> **WHAT TO PRODUCE**
Below is a listing; write it out exactly and drop any images from it.

•••

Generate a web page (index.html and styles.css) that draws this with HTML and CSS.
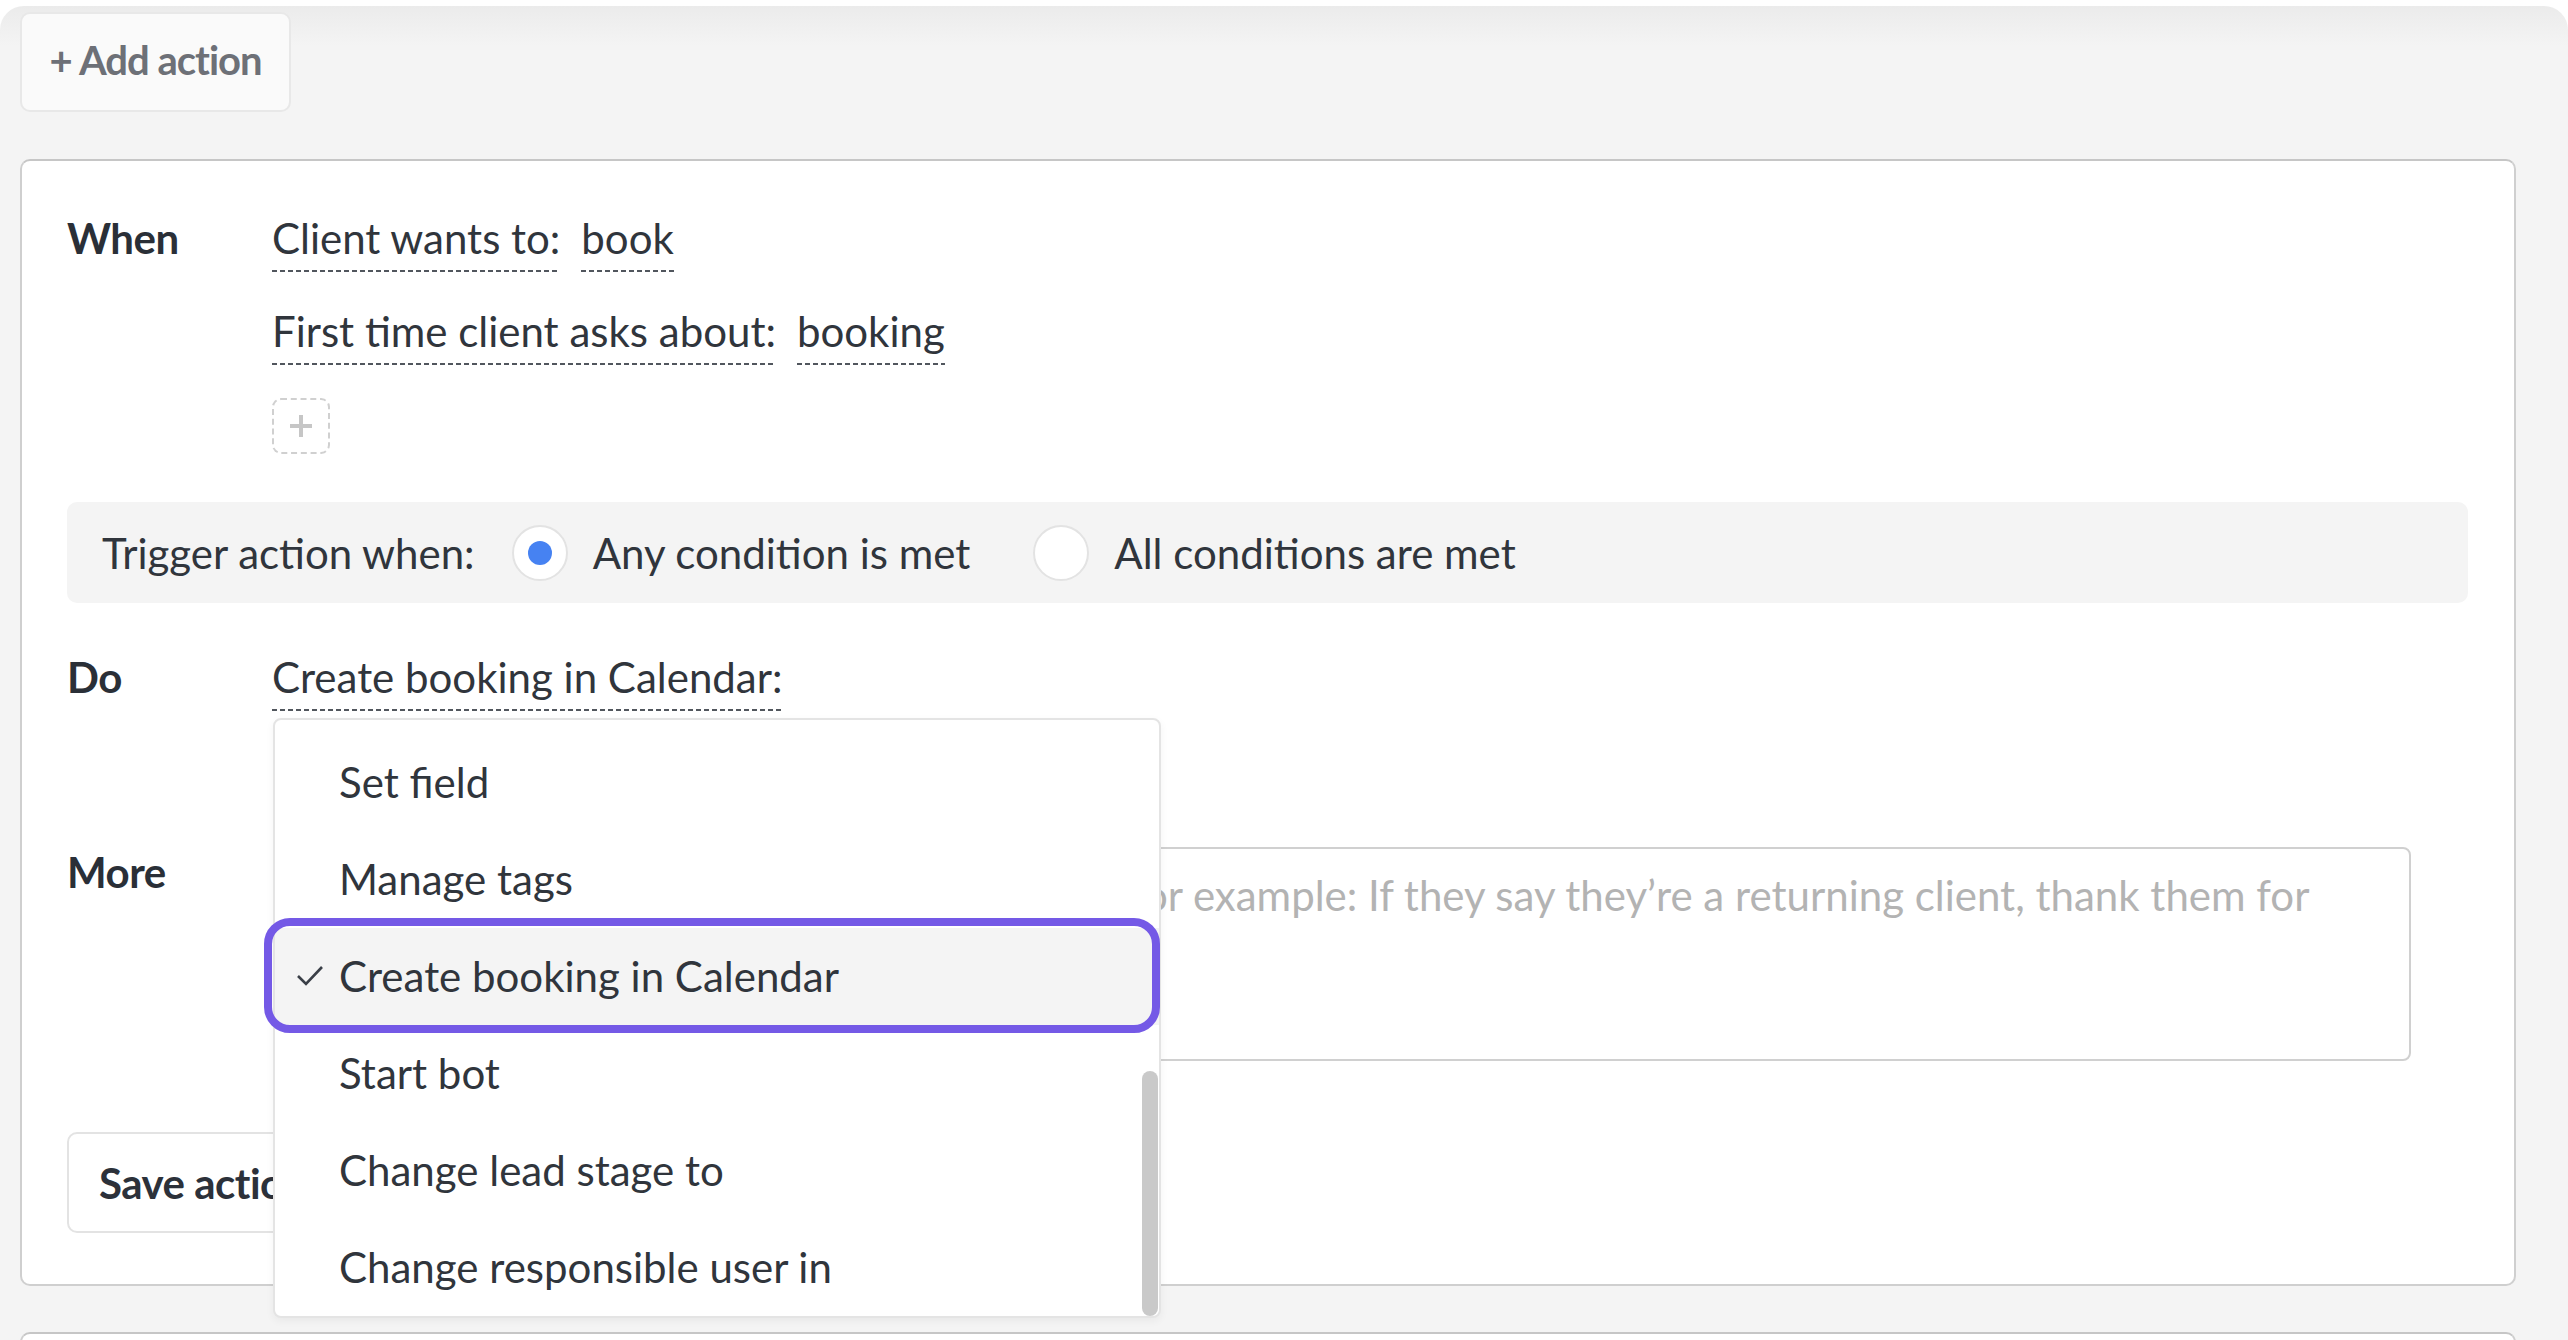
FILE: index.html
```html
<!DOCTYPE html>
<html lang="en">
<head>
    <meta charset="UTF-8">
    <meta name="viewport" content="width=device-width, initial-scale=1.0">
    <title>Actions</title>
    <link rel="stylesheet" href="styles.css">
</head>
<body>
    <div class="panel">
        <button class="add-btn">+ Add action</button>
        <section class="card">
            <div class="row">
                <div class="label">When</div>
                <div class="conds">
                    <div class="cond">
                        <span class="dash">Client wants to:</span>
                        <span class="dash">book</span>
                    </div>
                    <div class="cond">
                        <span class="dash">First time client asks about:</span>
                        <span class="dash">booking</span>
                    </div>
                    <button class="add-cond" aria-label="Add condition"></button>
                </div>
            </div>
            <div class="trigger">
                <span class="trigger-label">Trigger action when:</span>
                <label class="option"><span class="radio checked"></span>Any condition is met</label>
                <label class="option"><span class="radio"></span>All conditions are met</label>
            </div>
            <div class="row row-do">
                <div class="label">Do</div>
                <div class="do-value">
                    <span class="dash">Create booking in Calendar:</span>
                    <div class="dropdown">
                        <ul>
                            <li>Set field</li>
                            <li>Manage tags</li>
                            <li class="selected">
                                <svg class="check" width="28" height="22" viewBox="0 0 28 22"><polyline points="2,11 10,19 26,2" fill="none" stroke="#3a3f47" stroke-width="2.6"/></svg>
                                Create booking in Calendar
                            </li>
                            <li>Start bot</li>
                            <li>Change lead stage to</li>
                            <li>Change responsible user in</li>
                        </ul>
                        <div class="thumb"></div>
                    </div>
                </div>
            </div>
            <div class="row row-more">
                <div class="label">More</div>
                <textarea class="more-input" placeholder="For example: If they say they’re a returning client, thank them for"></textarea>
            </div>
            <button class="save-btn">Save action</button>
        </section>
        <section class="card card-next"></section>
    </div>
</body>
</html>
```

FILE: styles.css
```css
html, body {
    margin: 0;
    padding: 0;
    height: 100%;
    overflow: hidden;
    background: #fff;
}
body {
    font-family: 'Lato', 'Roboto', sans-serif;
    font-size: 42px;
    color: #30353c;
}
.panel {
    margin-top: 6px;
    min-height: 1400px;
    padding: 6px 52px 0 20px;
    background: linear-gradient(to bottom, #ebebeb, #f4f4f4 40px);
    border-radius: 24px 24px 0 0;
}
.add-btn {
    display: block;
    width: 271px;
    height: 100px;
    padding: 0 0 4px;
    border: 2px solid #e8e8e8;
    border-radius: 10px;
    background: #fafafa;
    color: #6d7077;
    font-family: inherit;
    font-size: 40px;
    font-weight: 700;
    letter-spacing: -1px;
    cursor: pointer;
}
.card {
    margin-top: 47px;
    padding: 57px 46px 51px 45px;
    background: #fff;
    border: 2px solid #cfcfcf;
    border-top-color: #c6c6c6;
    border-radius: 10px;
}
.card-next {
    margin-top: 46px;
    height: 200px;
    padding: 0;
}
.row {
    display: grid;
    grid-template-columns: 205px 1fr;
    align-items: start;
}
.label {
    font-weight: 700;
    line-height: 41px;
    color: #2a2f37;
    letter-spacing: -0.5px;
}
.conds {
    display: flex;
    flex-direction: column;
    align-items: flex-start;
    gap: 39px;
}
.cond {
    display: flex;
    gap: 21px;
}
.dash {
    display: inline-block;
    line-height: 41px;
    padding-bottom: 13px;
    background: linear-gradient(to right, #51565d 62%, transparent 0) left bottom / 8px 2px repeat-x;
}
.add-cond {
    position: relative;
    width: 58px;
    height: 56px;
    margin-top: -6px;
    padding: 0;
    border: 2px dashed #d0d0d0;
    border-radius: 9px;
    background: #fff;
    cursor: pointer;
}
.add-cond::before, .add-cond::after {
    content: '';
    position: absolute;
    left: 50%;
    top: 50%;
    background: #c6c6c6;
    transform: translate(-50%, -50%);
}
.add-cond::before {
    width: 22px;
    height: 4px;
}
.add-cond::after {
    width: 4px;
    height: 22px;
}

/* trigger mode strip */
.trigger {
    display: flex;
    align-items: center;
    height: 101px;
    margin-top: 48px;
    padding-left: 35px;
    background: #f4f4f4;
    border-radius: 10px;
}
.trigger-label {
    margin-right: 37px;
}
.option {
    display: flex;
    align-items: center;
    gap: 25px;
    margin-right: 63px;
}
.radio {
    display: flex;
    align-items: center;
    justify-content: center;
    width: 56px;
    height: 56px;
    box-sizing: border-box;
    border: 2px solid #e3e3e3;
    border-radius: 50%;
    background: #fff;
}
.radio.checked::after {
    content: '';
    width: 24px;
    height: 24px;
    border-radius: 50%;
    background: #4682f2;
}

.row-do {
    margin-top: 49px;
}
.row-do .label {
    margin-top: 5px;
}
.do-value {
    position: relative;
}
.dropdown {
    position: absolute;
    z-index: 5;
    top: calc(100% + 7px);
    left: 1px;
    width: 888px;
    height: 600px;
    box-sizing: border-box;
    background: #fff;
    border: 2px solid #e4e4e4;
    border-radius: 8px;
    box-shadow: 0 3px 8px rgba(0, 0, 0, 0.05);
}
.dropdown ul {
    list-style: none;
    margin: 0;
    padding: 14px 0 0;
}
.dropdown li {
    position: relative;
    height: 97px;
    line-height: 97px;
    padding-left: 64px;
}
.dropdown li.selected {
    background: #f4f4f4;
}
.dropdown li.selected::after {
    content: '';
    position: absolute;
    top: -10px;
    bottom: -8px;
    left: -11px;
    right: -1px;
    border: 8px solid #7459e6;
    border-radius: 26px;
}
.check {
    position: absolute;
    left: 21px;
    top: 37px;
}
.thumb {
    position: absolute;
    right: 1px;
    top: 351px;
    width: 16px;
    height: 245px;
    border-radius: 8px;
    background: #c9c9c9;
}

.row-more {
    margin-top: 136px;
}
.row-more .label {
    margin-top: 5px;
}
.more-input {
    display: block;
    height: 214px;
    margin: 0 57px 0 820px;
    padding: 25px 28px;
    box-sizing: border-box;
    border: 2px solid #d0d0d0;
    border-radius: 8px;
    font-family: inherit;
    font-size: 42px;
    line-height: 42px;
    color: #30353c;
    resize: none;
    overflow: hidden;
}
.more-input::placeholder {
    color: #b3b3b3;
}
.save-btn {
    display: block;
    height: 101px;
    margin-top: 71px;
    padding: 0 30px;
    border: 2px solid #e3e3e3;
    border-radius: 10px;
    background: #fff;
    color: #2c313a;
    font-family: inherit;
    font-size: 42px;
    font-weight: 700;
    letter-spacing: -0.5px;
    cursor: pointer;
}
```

•••

> **RESULT OF THIS TASK**
Generate a web page (index.html and styles.css) that draws this with HTML and CSS.
FILE: index.html
```html
<!DOCTYPE html>
<html lang="en">
<head>
    <meta charset="UTF-8">
    <meta name="viewport" content="width=device-width, initial-scale=1.0">
    <title>Actions</title>
    <link rel="stylesheet" href="styles.css">
</head>
<body>
    <div class="panel">
        <button class="add-btn">+ Add action</button>
        <section class="card">
            <div class="row">
                <div class="label">When</div>
                <div class="conds">
                    <div class="cond">
                        <span class="dash">Client wants to:</span>
                        <span class="dash">book</span>
                    </div>
                    <div class="cond">
                        <span class="dash">First time client asks about:</span>
                        <span class="dash">booking</span>
                    </div>
                    <button class="add-cond" aria-label="Add condition"></button>
                </div>
            </div>
            <div class="trigger">
                <span class="trigger-label">Trigger action when:</span>
                <label class="option"><span class="radio checked"></span>Any condition is met</label>
                <label class="option"><span class="radio"></span>All conditions are met</label>
            </div>
            <div class="row row-do">
                <div class="label">Do</div>
                <div class="do-value">
                    <span class="dash">Create booking in Calendar:</span>
                    <div class="dropdown">
                        <ul>
                            <li>Set field</li>
                            <li>Manage tags</li>
                            <li class="selected">
                                <svg class="check" width="28" height="22" viewBox="0 0 28 22"><polyline points="2,11 10,19 26,2" fill="none" stroke="#3a3f47" stroke-width="2.6"/></svg>
                                Create booking in Calendar
                            </li>
                            <li>Start bot</li>
                            <li>Change lead stage to</li>
                            <li>Change responsible user in</li>
                        </ul>
                        <div class="thumb"></div>
                    </div>
                </div>
            </div>
            <div class="row row-more">
                <div class="label">More</div>
                <textarea class="more-input" placeholder="For example: If they say they’re a returning client, thank them for"></textarea>
            </div>
            <button class="save-btn">Save action</button>
        </section>
        <section class="card card-next"></section>
    </div>
</body>
</html>
```

FILE: styles.css
```css
html, body {
    margin: 0;
    padding: 0;
    height: 100%;
    overflow: hidden;
    background: #fff;
}
body {
    font-family: 'Lato', 'Roboto', sans-serif;
    font-size: 42px;
    color: #30353c;
}
.panel {
    margin-top: 6px;
    min-height: 1400px;
    padding: 6px 52px 0 20px;
    background: linear-gradient(to bottom, #ebebeb, #f4f4f4 40px);
    border-radius: 24px 24px 0 0;
}
.add-btn {
    display: block;
    width: 271px;
    height: 100px;
    padding: 0 0 4px;
    border: 2px solid #e8e8e8;
    border-radius: 10px;
    background: #fafafa;
    color: #6d7077;
    font-family: inherit;
    font-size: 40px;
    font-weight: 700;
    letter-spacing: -1px;
    cursor: pointer;
}
.card {
    margin-top: 47px;
    padding: 57px 46px 51px 45px;
    background: #fff;
    border: 2px solid #cfcfcf;
    border-top-color: #c6c6c6;
    border-radius: 10px;
}
.card-next {
    margin-top: 46px;
    height: 200px;
    padding: 0;
}
.row {
    display: grid;
    grid-template-columns: 205px 1fr;
    align-items: start;
}
.label {
    font-weight: 700;
    line-height: 41px;
    color: #2a2f37;
    letter-spacing: -0.5px;
}
.conds {
    display: flex;
    flex-direction: column;
    align-items: flex-start;
    gap: 39px;
}
.cond {
    display: flex;
    gap: 21px;
}
.dash {
    display: inline-block;
    line-height: 41px;
    padding-bottom: 13px;
    background: linear-gradient(to right, #51565d 62%, transparent 0) left bottom / 8px 2px repeat-x;
}
.add-cond {
    position: relative;
    width: 58px;
    height: 56px;
    margin-top: -6px;
    padding: 0;
    border: 2px dashed #d0d0d0;
    border-radius: 9px;
    background: #fff;
    cursor: pointer;
}
.add-cond::before, .add-cond::after {
    content: '';
    position: absolute;
    left: 50%;
    top: 50%;
    background: #c6c6c6;
    transform: translate(-50%, -50%);
}
.add-cond::before {
    width: 22px;
    height: 4px;
}
.add-cond::after {
    width: 4px;
    height: 22px;
}

/* trigger mode strip */
.trigger {
    display: flex;
    align-items: center;
    height: 101px;
    margin-top: 48px;
    padding-left: 35px;
    background: #f4f4f4;
    border-radius: 10px;
}
.trigger-label {
    margin-right: 37px;
}
.option {
    display: flex;
    align-items: center;
    gap: 25px;
    margin-right: 63px;
}
.radio {
    display: flex;
    align-items: center;
    justify-content: center;
    width: 56px;
    height: 56px;
    box-sizing: border-box;
    border: 2px solid #e3e3e3;
    border-radius: 50%;
    background: #fff;
}
.radio.checked::after {
    content: '';
    width: 24px;
    height: 24px;
    border-radius: 50%;
    background: #4682f2;
}

.row-do {
    margin-top: 49px;
}
.row-do .label {
    margin-top: 5px;
}
.do-value {
    position: relative;
}
.dropdown {
    position: absolute;
    z-index: 5;
    top: calc(100% + 7px);
    left: 1px;
    width: 888px;
    height: 600px;
    box-sizing: border-box;
    background: #fff;
    border: 2px solid #e4e4e4;
    border-radius: 8px;
    box-shadow: 0 3px 8px rgba(0, 0, 0, 0.05);
}
.dropdown ul {
    list-style: none;
    margin: 0;
    padding: 14px 0 0;
}
.dropdown li {
    position: relative;
    height: 97px;
    line-height: 97px;
    padding-left: 64px;
}
.dropdown li.selected {
    background: #f4f4f4;
}
.dropdown li.selected::after {
    content: '';
    position: absolute;
    top: -10px;
    bottom: -8px;
    left: -11px;
    right: -1px;
    border: 8px solid #7459e6;
    border-radius: 26px;
}
.check {
    position: absolute;
    left: 21px;
    top: 37px;
}
.thumb {
    position: absolute;
    right: 1px;
    top: 351px;
    width: 16px;
    height: 245px;
    border-radius: 8px;
    background: #c9c9c9;
}

.row-more {
    margin-top: 136px;
}
.row-more .label {
    margin-top: 5px;
}
.more-input {
    display: block;
    height: 214px;
    margin: 0 57px 0 820px;
    padding: 25px 28px;
    box-sizing: border-box;
    border: 2px solid #d0d0d0;
    border-radius: 8px;
    font-family: inherit;
    font-size: 42px;
    line-height: 42px;
    color: #30353c;
    resize: none;
    overflow: hidden;
}
.more-input::placeholder {
    color: #b3b3b3;
}
.save-btn {
    display: block;
    height: 101px;
    margin-top: 71px;
    padding: 0 30px;
    border: 2px solid #e3e3e3;
    border-radius: 10px;
    background: #fff;
    color: #2c313a;
    font-family: inherit;
    font-size: 42px;
    font-weight: 700;
    letter-spacing: -0.5px;
    cursor: pointer;
}
```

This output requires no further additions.